L to R (Western Style). Painstakingly researched by one of Japan’s preeminent men of letters, The Century of the Black Ships is a landmark study of a literary tradition that will fascinate students of Japanese society and culture alike. For nearly a century, Japanese writers gave voice to the anxieties of a nation headed inexorably towards war.

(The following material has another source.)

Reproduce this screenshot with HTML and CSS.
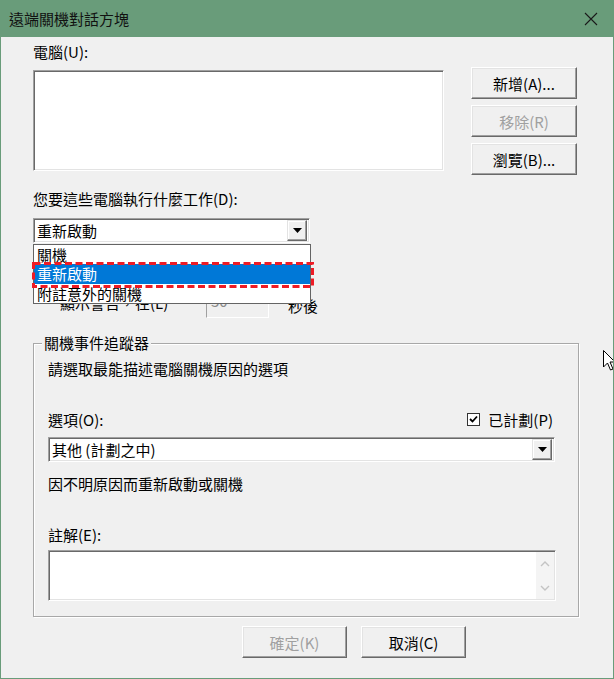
FILE: index.html
```html
<!DOCTYPE html>
<html lang="zh-Hant">
<head>
<meta charset="utf-8">
<title>遠端關機對話方塊</title>
<link rel="stylesheet" href="styles.css">
</head>
<body>
<div class="window">
  <div class="titlebar">
    <span class="title">遠端關機對話方塊</span>
    <svg class="close" width="14" height="14" viewBox="0 0 14 14"><path d="M1 1 L13 13 M13 1 L1 13" stroke="#1a1a1a" stroke-width="1.1" fill="none"/></svg>
  </div>
  <div class="content">
    <div class="label">電腦(U):</div>
    <div class="computers">
      <div class="listbox"></div>
      <div class="side-buttons">
        <button class="btn">新增(A)...</button>
        <button class="btn disabled">移除(R)</button>
        <button class="btn">瀏覽(B)...</button>
      </div>
    </div>
    <div class="label action-label">您要這些電腦執行什麼工作(D):</div>
    <div class="combo action-combo">
      <span class="combo-text">重新啟動</span>
      <span class="combo-arrow"><svg width="9" height="5" viewBox="0 0 9 5"><path d="M0 0 H9 L4.5 5 Z" fill="#000"/></svg></span>
    </div>
    <div class="warn-row">
      <span class="warn-text">顯示警告，在(L)</span>
      <div class="num-field">30</div>
      <span class="warn-unit">秒後</span>
    </div>
    <div class="group">
      <span class="group-title">關機事件追蹤器</span>
      <div class="desc">請選取最能描述電腦關機原因的選項</div>
      <div class="option-row">
        <span>選項(O):</span>
        <span class="check">
          <span class="checkbox"><svg width="9" height="9" viewBox="0 0 9 9"><path d="M1 4 L3.5 6.5 L8 1.5" stroke="#000" stroke-width="1.8" fill="none"/></svg></span>
          已計劃(P)
        </span>
      </div>
      <div class="combo reason-combo">
        <span class="combo-text">其他 (計劃之中)</span>
        <span class="combo-arrow"><svg width="9" height="5" viewBox="0 0 9 5"><path d="M0 0 H9 L4.5 5 Z" fill="#000"/></svg></span>
      </div>
      <div class="reason-desc">因不明原因而重新啟動或關機</div>
      <div class="label comment-label">註解(E):</div>
      <div class="textarea">
        <div class="text-area-body"></div>
        <div class="scrollbar">
          <svg width="10" height="6" viewBox="0 0 10 6"><path d="M1 5 L5 1 L9 5" stroke="#c4c4c4" stroke-width="1.4" fill="none"/></svg>
          <svg width="10" height="6" viewBox="0 0 10 6"><path d="M1 1 L5 5 L9 1" stroke="#c4c4c4" stroke-width="1.4" fill="none"/></svg>
        </div>
      </div>
    </div>
    <div class="footer">
      <button class="btn disabled">確定(K)</button>
      <button class="btn">取消(C)</button>
    </div>
  </div>

  <div class="dropdown">
    <div class="item">關機</div>
    <div class="item selected">重新啟動</div>
    <div class="item">附註意外的關機</div>
  </div>
  <svg class="highlight" width="282" height="26" viewBox="0 0 282 26"><rect x="1.5" y="1.5" width="279" height="23" fill="none" stroke="#ee1c25" stroke-width="3" stroke-dasharray="7 3.5"/></svg>
  <svg class="cursor" width="13" height="22" viewBox="0 0 13 22"><path d="M0.5 0.5 L0.5 17 L4.5 13 L7.5 20 L10 19 L7 12 L12 12 Z" fill="#fff" stroke="#000" stroke-width="1"/></svg>
</div>
</body>
</html>
```

FILE: styles.css
```css
* { box-sizing: border-box; }

body {
  margin: 0;
  background: #ffffff;
  font-family: "Noto Sans CJK TC", "Noto Sans", sans-serif;
  font-size: 15px;
  color: #000;
}

.window {
  position: relative;
  width: 614px;
  height: 679px;
  background: #f0f0f0;
  border-left: 1px solid #699c7a;
  border-right: 1px solid #699c7a;
  border-bottom: 1px solid #699c7a;
  overflow: hidden;
}

.titlebar {
  height: 37px;
  background: #699c7a;
  display: flex;
  align-items: center;
  justify-content: space-between;
  padding: 0 15px 0 8px;
}

.title {
  font-size: 15px;
  line-height: 20px;
  color: #111;
}

.content {
  padding: 5px 0 0 32px;
}

.label {
  line-height: 20px;
  height: 20px;
}

.computers {
  display: flex;
  align-items: flex-start;
  margin-top: 5px;
}

.listbox {
  width: 411px;
  height: 101px;
  margin-top: 3px;
  background: #fff;
  border: 1px solid;
  border-color: #a0a0a0 #ffffff #ffffff #a0a0a0;
  box-shadow: inset 1px 1px 0 #696969, inset -1px -1px 0 #e3e3e3;
}

.side-buttons {
  display: flex;
  flex-direction: column;
  gap: 6px;
  margin-left: 27px;
}

.btn {
  width: 106px;
  height: 32px;
  padding: 0;
  font: inherit;
  font-size: 15px;
  color: #000;
  background: #f0f0f0;
  border: 1px solid;
  border-color: #ffffff #696969 #696969 #ffffff;
  box-shadow: inset -1px -1px 0 #a0a0a0, inset 1px 1px 0 #e3e3e3;
  display: flex;
  align-items: center;
  justify-content: center;
}

.btn.disabled {
  color: #a0a0a0;
}

.action-label {
  margin-top: 14px;
}

.combo {
  display: flex;
  align-items: center;
  justify-content: space-between;
  height: 25px;
  background: #fff;
  border: 1px solid;
  border-color: #a0a0a0 #ffffff #ffffff #a0a0a0;
  box-shadow: inset 1px 1px 0 #696969, inset -1px -1px 0 #e3e3e3;
  padding: 0 2px 0 3px;
}

.action-combo {
  width: 277px;
  margin-top: 9px;
}

.combo-text {
  line-height: 20px;
}

.combo-arrow {
  width: 20px;
  height: 21px;
  background: #f0f0f0;
  border: 1px solid;
  border-color: #e3e3e3 #696969 #696969 #e3e3e3;
  box-shadow: inset -1px -1px 0 #a0a0a0, inset 1px 1px 0 #ffffff;
  display: flex;
  align-items: center;
  justify-content: center;
}

.warn-row {
  display: flex;
  align-items: center;
  height: 30px;
  margin-top: 45px;
  padding-left: 27px;
}

.warn-text {
  width: 146px;
  line-height: 20px;
}

.num-field {
  width: 63px;
  height: 30px;
  border: 1px solid;
  border-color: #a0a0a0 #ffffff #ffffff #a0a0a0;
  color: #8a8a8a;
  padding: 2px 0 0 4px;
  line-height: 20px;
}

.warn-unit {
  margin-left: 19px;
  margin-top: 4px;
}

.group {
  position: relative;
  width: 546px;
  height: 274px;
  margin-top: 25px;
  border: 1px solid #a8a8a8;
  box-shadow: inset 1px 1px 0 #ffffff, 1px 1px 0 #ffffff;
  padding: 15px 22px 15px 14px;
}

.group-title {
  position: absolute;
  top: -11px;
  left: 8px;
  padding: 0 2px;
  background: #f0f0f0;
  line-height: 20px;
}

.desc {
  line-height: 20px;
}

.option-row {
  display: flex;
  align-items: center;
  justify-content: space-between;
  height: 20px;
  margin-top: 30px;
}

.check {
  display: flex;
  align-items: center;
  gap: 8px;
  margin-right: 3px;
}

.checkbox {
  width: 13px;
  height: 13px;
  background: #fff;
  border: 1px solid #333;
  display: flex;
  align-items: center;
  justify-content: center;
}

.reason-combo {
  width: 507px;
  margin-top: 8px;
}

.reason-desc {
  line-height: 20px;
  margin-top: 12px;
}

.comment-label {
  margin-top: 31px;
}

.textarea {
  display: flex;
  width: 508px;
  height: 51px;
  margin-top: 5px;
  background: #fff;
  border: 1px solid;
  border-color: #a0a0a0 #ffffff #ffffff #a0a0a0;
  box-shadow: inset 1px 1px 0 #696969, inset -1px -1px 0 #e3e3e3;
  padding: 1px 1px 1px 1px;
}

.text-area-body {
  flex: 1;
}

.scrollbar {
  width: 18px;
  background: #f4f4f4;
  display: flex;
  flex-direction: column;
  align-items: center;
  justify-content: space-between;
  padding: 9px 0 8px;
}

.footer {
  display: flex;
  gap: 14px;
  margin-top: 9px;
  margin-left: 209px;
}

.footer .btn {
  width: 105px;
}

.dropdown {
  position: absolute;
  left: 32px;
  top: 244px;
  width: 278px;
  height: 60px;
  background: #fff;
  border: 1px solid #646464;
}

.item {
  height: 19px;
  line-height: 19px;
  padding-left: 3px;
}

.item.selected {
  height: 20px;
  line-height: 20px;
  background: #0078d7;
  color: #fff;
}

.highlight {
  position: absolute;
  left: 31px;
  top: 262px;
}

.cursor {
  position: absolute;
  left: 602px;
  top: 350px;
}
```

Not just any war, but one that would eventually take place with the United States, culminating with the atomic bombings of Hiroshima and Nagasaki in 1945. Beginning with US Navy Commodore Matthew C. Perry’s first visit to Japan in 1853, Japanese novelists and military analysts (along with a few select foreign counterparts, in translation) produced a dizzying combination of prophetic visions of this coming conflict, creating a massive body of popular works through which Japan would debate its own passage, however violently, into the modern, globalized era.
About the Author
Born in Nagano Prefecture in 1946. A well-known writer in Japan, Naoki Inose was awarded the prestigious Lya Prize for non-fiction in 1987 for his book on the Emperor’s image, The Mikado’s Portrait. Writing on a wide range of topics from literature to economy, he has become a specialist in fact-finding studies. His work centers on Japan’s modernity. In 1996, he won the Bungei Shunju Reader’s Prize for his A Study of Japan, a richly documented examination of Japan’s Public Corporations and the need for structural reforms. Since 2000, Inose has been a member of the Tax Commission. Known as an advisor to Prime Minister Junichiro Koizumi, Inose became a member of the Committee for the Privatization of the Four Highway Public Corporations in 2002. In April 2007, Inose became one of the members of the Decentralization Reform Committee, and in June he was appointed as a vice governor of Tokyo by Governor Ishihara. Inose is now teaching at the Tokyo Institute of Technology as an adjunct professor.